Avery has so far posted 179 pieces alongside the name of the subject and an anecdote about their lives - but it turns out it’s all down to artificial intelligence (AI) rather than skilled photography. He’s admitted he’s been using Midjourney, an AI image generator, entering a text prompt into the program and then fine-tuning the images using Photoshop. 

The artist describes his work as ‘AI-generated, human-finished portraits’ but none of the images were acknowledged as such on Avery’s Instagram page. Previously, he even said the portraits were actually taken on a Nikon D810 camera.

Despite this, he’s finally come clean, telling technology publication Ars Technica, “Probably 95 percent-plus of the followers don’t realise [the images are AI-generated]”. He admitted the popularity of the images, which he began posting on Instagram in October 2022, had wildly exceeded his expectations and caused him to feel uneasy about the truth behind them.

His Instagram account has drawn some praise but also numerous criticisms from commenters, with one reading "fictional story, fictional photo" and another saying "skimming through your posts though you do seem to be disingenuously misleading people from the start… This seems very intentionally misleading."

It’s unclear what the future holds for Avery’s AI art but the technology’s impact across art as a whole is unlikely to slow down.

Avery says his original aim was to fool people by showing how impressive AI could be, then write an article revealing the truth. However, he decided to come clean instead, while claiming the portraits took a lot of effort to create. However, AI certainly does take some of the hard work out of art creation.

2022 saw a speedy pick up in the use of generators like Avery’s preferred Midjourney, DALL-E and other artificial neural networks, which simulate the way the human brain works in order to learn and create. They’re fed millions of images to learn how different objects are supposed to look and can eventually be trained to recognise patterns in information, text data and visual images.

Once given a prompt to generate an image from, they will use an advanced algorithm to visualise their interpretation.
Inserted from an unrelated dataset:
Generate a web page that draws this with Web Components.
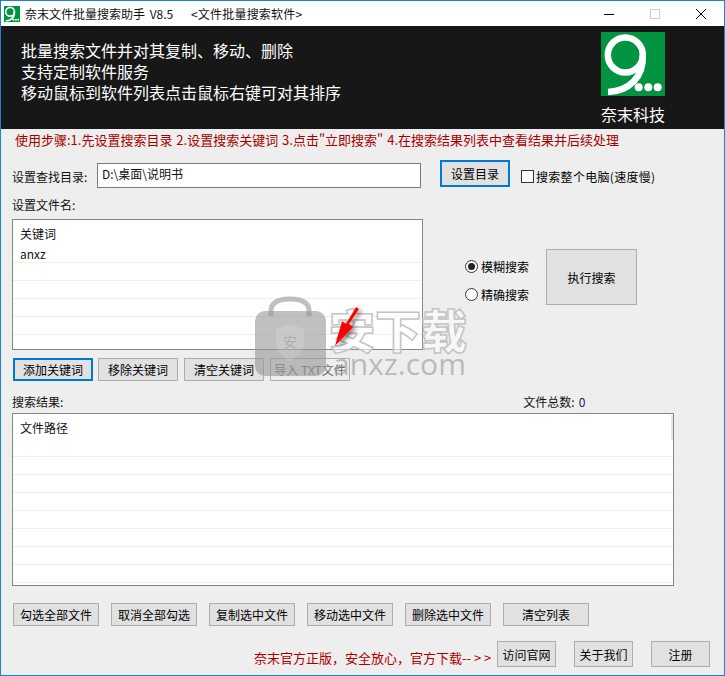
<!DOCTYPE html>
<html lang="zh">
<head>
<meta charset="utf-8">
<title>奈末文件批量搜索助手</title>
<style>
  html, body { margin: 0; padding: 0; background: #eeeeee; }
  body { font: 12px "Noto Sans CJK SC", "Liberation Sans", sans-serif; color: #000; }
</style>
</head>
<body>
<app-window></app-window>

<script>
const FONT = `"Noto Sans CJK SC", "Liberation Sans", sans-serif`;

class ShadowElement extends HTMLElement {
  constructor() {
    super();
    const template = document.createElement("template");
    template.innerHTML = this.constructor.styles + this.constructor.markup;
    this.attachShadow({ mode: "open" });
    this.shadowRoot.appendChild(template.content.cloneNode(true));
  }
  static get styles() { return ""; }
  static get markup() { return "<slot></slot>"; }
}

class NineLogo extends ShadowElement {
  static get styles() {
    return `<style>
      :host { display: block; width: 64px; height: 64px; }
      svg { display: block; width: 100%; height: 100%; }
    </style>`;
  }
  static get markup() {
    return `<svg viewBox="0 0 64 64">
      <rect width="64" height="64" fill="#009440"/>
      <circle cx="24.3" cy="23" r="17.5" fill="none" stroke="#fff" stroke-width="6.5"/>
      <path d="M41.8 23C43 45 28 59 7 60" fill="none" stroke="#fff" stroke-width="6.5"/>
      <circle cx="37.7" cy="55.3" r="4" fill="#fff"/>
      <circle cx="47.3" cy="55.3" r="4" fill="#fff"/>
      <circle cx="56.7" cy="55.3" r="4" fill="#fff"/>
    </svg>`;
  }
}

class TitleBar extends ShadowElement {
  static get styles() {
    return `<style>
      :host { display: flex; align-items: center; height: 25px; background: #fff; font-size: 12px; color: #111; }
      nine-logo { width: 16px; height: 16px; margin: 0 5px 0 3px; }
      .name { width: 166px; white-space: nowrap; word-spacing: 2px; }
      .sub { width: 300px; white-space: nowrap; letter-spacing: .2px; }
      .controls { display: flex; margin-left: auto; }
      .controls svg { display: block; width: 46px; height: 25px; }
    </style>`;
  }
  static get markup() {
    return `<nine-logo></nine-logo>
      <span class="name">奈末文件批量搜索助手 V8.5</span>
      <span class="sub">&lt;文件批量搜索软件&gt;</span>
      <div class="controls">
        <svg viewBox="0 0 46 25"><path d="M18 13.5h10" stroke="#000" stroke-width="1"/></svg>
        <svg viewBox="0 0 46 25"><rect x="18.5" y="8.5" width="9" height="9" fill="none" stroke="#ccc"/></svg>
        <svg viewBox="0 0 46 25"><path d="M18 8l10 10M28 8l-10 10" stroke="#000" stroke-width="1" fill="none"/></svg>
      </div>`;
  }
}

class HeroBanner extends ShadowElement {
  static get styles() {
    return `<style>
      :host { display: flex; height: 103px; background: #171717; color: #fff; box-sizing: border-box; padding: 6px 0 0 20px; }
      .lines { flex: 1; padding-top: 8px; font-size: 16px; line-height: 21px; }
      .brand { width: 64px; margin-right: 59px; }
      .brand div { font-size: 16px; line-height: 21px; margin-top: 8px; white-space: nowrap; }
    </style>`;
  }
  static get markup() {
    return `<div class="lines">
        <div>批量搜索文件并对其复制、移动、删除</div>
        <div>支持定制软件服务</div>
        <div>移动鼠标到软件列表点击鼠标右键可对其排序</div>
      </div>
      <div class="brand"><nine-logo></nine-logo><div>奈末科技</div></div>`;
  }
}

class WinButton extends ShadowElement {
  static get styles() {
    return `<style>
      :host { display: flex; align-items: center; justify-content: center; box-sizing: border-box; flex: none;
        background: #e1e1e1; border: 1px solid #adadad; font-size: 12px; color: #000; white-space: nowrap; }
      :host([focused]) { border: 2px solid #0078d7; }
      :host([disabled]) { background: #eeeeee; color: #6d6d6d; }
    </style>`;
  }
}

class ListRow extends ShadowElement {
  static get styles() {
    return `<style>
      :host { display: flex; align-items: center; box-sizing: border-box; height: 18px; padding-left: 7px;
        border-bottom: 1px solid #eeeeee; font-size: 12px; color: #111; }
      :host([plain]) { border-bottom: 0; }
    </style>`;
  }
}

class ListBox extends ShadowElement {
  static get styles() {
    return `<style>
      :host { display: block; position: relative; box-sizing: border-box; background: #fff; border: 1px solid #82878c; overflow: hidden; flex: none; }
    </style>`;
  }
}

class CheckField extends ShadowElement {
  static get styles() {
    return `<style>
      :host { display: flex; align-items: center; gap: 2px; font-size: 12px; white-space: nowrap; }
      .box { width: 13px; height: 13px; box-sizing: border-box; border: 1px solid #333; background: #fff; flex: none; }
    </style>`;
  }
  static get markup() { return `<span class="box"></span><slot></slot>`; }
}

class RadioField extends ShadowElement {
  static get styles() {
    return `<style>
      :host { display: flex; align-items: center; gap: 3px; font-size: 12px; white-space: nowrap; }
      .dot { width: 13px; height: 13px; box-sizing: border-box; border: 1px solid #333; border-radius: 50%; background: #fff;
        display: flex; align-items: center; justify-content: center; flex: none; }
      :host([checked]) .dot::after { content: ""; width: 7px; height: 7px; border-radius: 50%; background: #222; }
    </style>`;
  }
  static get markup() { return `<span class="dot"></span><slot></slot>`; }
}

class WaterMark extends ShadowElement {
  static get styles() {
    return `<style>
      :host { display: block; position: absolute; left: 253px; top: 295px; width: 220px; height: 85px; pointer-events: none; }
      svg { position: absolute; left: 0; top: 0; overflow: visible; }
      .big { position: absolute; left: 75px; top: 5px; font: 900 46px/54px ${FONT}; white-space: nowrap;
        color: rgba(255,255,255,.55); -webkit-text-stroke: 1.5px #c4c4c4; }
      .site { position: absolute; left: 79px; top: 52px; font: 400 30px/32px "Open Sans", sans-serif; white-space: nowrap; color: rgba(150,150,150,.6); }
      .arrow { filter: drop-shadow(3px 2px 2px rgba(0,0,0,.45)); }
    </style>`;
  }
  static get markup() {
    return `<svg width="75" height="82" viewBox="0 0 75 82">
        <path d="M17 20V15C17 7 24 3 36 3S55 7 55 15V20" fill="none" stroke="rgba(150,150,150,.6)" stroke-width="5"/>
        <rect x="1" y="15" width="71" height="65" rx="10" fill="rgba(150,150,150,.6)"/>
        <path d="M22 33L36 28L50 33V46C50 55 43 61 36 65C29 61 22 55 22 46Z" fill="rgba(255,255,255,.14)"/>
        <text x="36" y="51" text-anchor="middle" font-size="14" font-family="Noto Sans CJK SC" fill="rgba(150,150,150,.55)">安</text>
      </svg>
      <div class="big">安下载</div>
      <div class="site">anxz.com</div>
      <svg class="arrow" width="110" height="60" viewBox="0 0 110 60">
        <polygon points="102,11 105,13 95,28 99,31 81,50 88,25 92,28" fill="#f00"/>
      </svg>`;
  }
}

class AppWindow extends ShadowElement {
  static get styles() {
    return `<style>
      :host { display: block; position: relative; width: 725px; height: 676px; box-sizing: border-box; overflow: hidden;
        border: 1px solid #1883d7; background: #eeeeee; font-family: ${FONT}; }
      .body { padding-left: 11px; }
      .steps { height: 20px; margin-left: 3px; display: flex; align-items: center; font-size: 13px; word-spacing: 1px; color: #a80000; white-space: pre; }
      .dir { display: flex; height: 28px; margin-top: 11px; }
      .dir .lbl { width: 85px; padding-top: 9px; line-height: 16px; }
      .input { width: 324px; height: 25px; margin-top: 3px; box-sizing: border-box; background: #fff; border: 1px solid #7a7a7a;
        padding: 0 0 5px 4px; display: flex; align-items: center; color: #111; }
      .dir win-button { width: 70px; height: 27px; margin-left: 19px; }
      .dir check-field { margin: 8px 0 0 11px; align-self: flex-start; letter-spacing: .3px; }
      .lbl { font-size: 12px; color: #111; white-space: nowrap; }
      .name-lbl { height: 16px; line-height: 16px; margin-top: 9px; }
      .mid { display: flex; margin-top: 6px; }
      .mid list-box { width: 411px; height: 131px; }
      .radios { width: 81px; margin: 41px 0 0 42px; display: flex; flex-direction: column; gap: 15px; }
      .radios radio-field { height: 13px; }
      .mid win-button { width: 91px; height: 56px; margin-top: 30px; }
      .keys { display: flex; gap: 6px; margin: 8px 0 0 1px; }
      .keys win-button { width: 80px; height: 23px; }
      .keys win-button:nth-child(2) { margin-left: -1px; }
      .res-lbl { display: flex; height: 16px; line-height: 16px; margin-top: 13px; }
      .res-lbl .total { margin-left: 460px; }
      .count { color: #1a1a60; margin-left: 4px; }
      .results { width: 662px; height: 173px; margin-top: 3px; }
      .thumb { position: absolute; right: 0; top: 1px; width: 2px; height: 25px; background: #e4e4e4; }
      .actions { display: flex; gap: 12px; margin: 17px 0 0 1px; }
      .actions win-button { width: 86px; height: 23px; }
      .foot { display: flex; align-items: flex-end; margin-top: 15px; }
      .notice { width: 243px; margin-left: 242px; font-size: 13px; line-height: 18px; color: #b00000; white-space: nowrap; }
      .foot win-button { width: 59px; height: 26px; }
      .foot win-button + win-button { margin-left: 18px; }
      .notice + win-button { margin-left: 0; }
    </style>`;
  }
  static get markup() {
    const blank = (n) => "<list-row></list-row>".repeat(n);
    return `<title-bar></title-bar>
      <hero-banner></hero-banner>
      <div class="body">
        <div class="steps">使用步骤:1.先设置搜索目录 2.设置搜索关键词 3.点击"立即搜索" 4.在搜索结果列表中查看结果并后续处理</div>
        <div class="dir">
          <span class="lbl">设置查找目录:</span>
          <div class="input">D:\\桌面\\说明书</div>
          <win-button focused>设置目录</win-button>
          <check-field>搜索整个电脑(速度慢)</check-field>
        </div>
        <div class="lbl name-lbl">设置文件名:</div>
        <div class="mid">
          <list-box>
            <list-row plain style="height:25px;padding-top:2px">关键词</list-row>
            <list-row>anxz</list-row>
            ${blank(6)}
          </list-box>
          <div class="radios">
            <radio-field checked>模糊搜索</radio-field>
            <radio-field>精确搜索</radio-field>
          </div>
          <win-button>执行搜索</win-button>
        </div>
        <div class="keys">
          <win-button focused>添加关键词</win-button>
          <win-button>移除关键词</win-button>
          <win-button>清空关键词</win-button>
          <win-button disabled>导入 TXT文件</win-button>
        </div>
        <div class="lbl res-lbl"><span>搜索结果:</span><span class="total">文件总数:</span><span class="count">0</span></div>
        <list-box class="results">
          <list-row plain style="height:26px">文件路径</list-row>
          <list-row style="height:17px"></list-row>
          ${blank(8)}
          <div class="thumb"></div>
        </list-box>
        <div class="actions">
          <win-button>勾选全部文件</win-button>
          <win-button>取消全部勾选</win-button>
          <win-button>复制选中文件</win-button>
          <win-button>移动选中文件</win-button>
          <win-button>删除选中文件</win-button>
          <win-button>清空列表</win-button>
        </div>
        <div class="foot">
          <span class="notice">奈末官方正版，安全放心，官方下载-- &gt; &gt;</span>
          <win-button>访问官网</win-button>
          <win-button>关于我们</win-button>
          <win-button>注册</win-button>
        </div>
      </div>
      <water-mark></water-mark>`;
  }
}

customElements.define("nine-logo", NineLogo);
customElements.define("title-bar", TitleBar);
customElements.define("hero-banner", HeroBanner);
customElements.define("win-button", WinButton);
customElements.define("list-row", ListRow);
customElements.define("list-box", ListBox);
customElements.define("check-field", CheckField);
customElements.define("radio-field", RadioField);
customElements.define("water-mark", WaterMark);
customElements.define("app-window", AppWindow);
</script>
</body>
</html>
While AI’s involvement raises questions over the future of art and design, it’s unlikely to fall out of favour any time soon. The technology has won a legion of fans who enjoy the ease and affordability of the high quality images these programmes are able to create.

Many established artists can’t wait to see the end of them, though. That’s mostly because the images supplied to the AI programs for the learning process are taken from them without consent or compensation.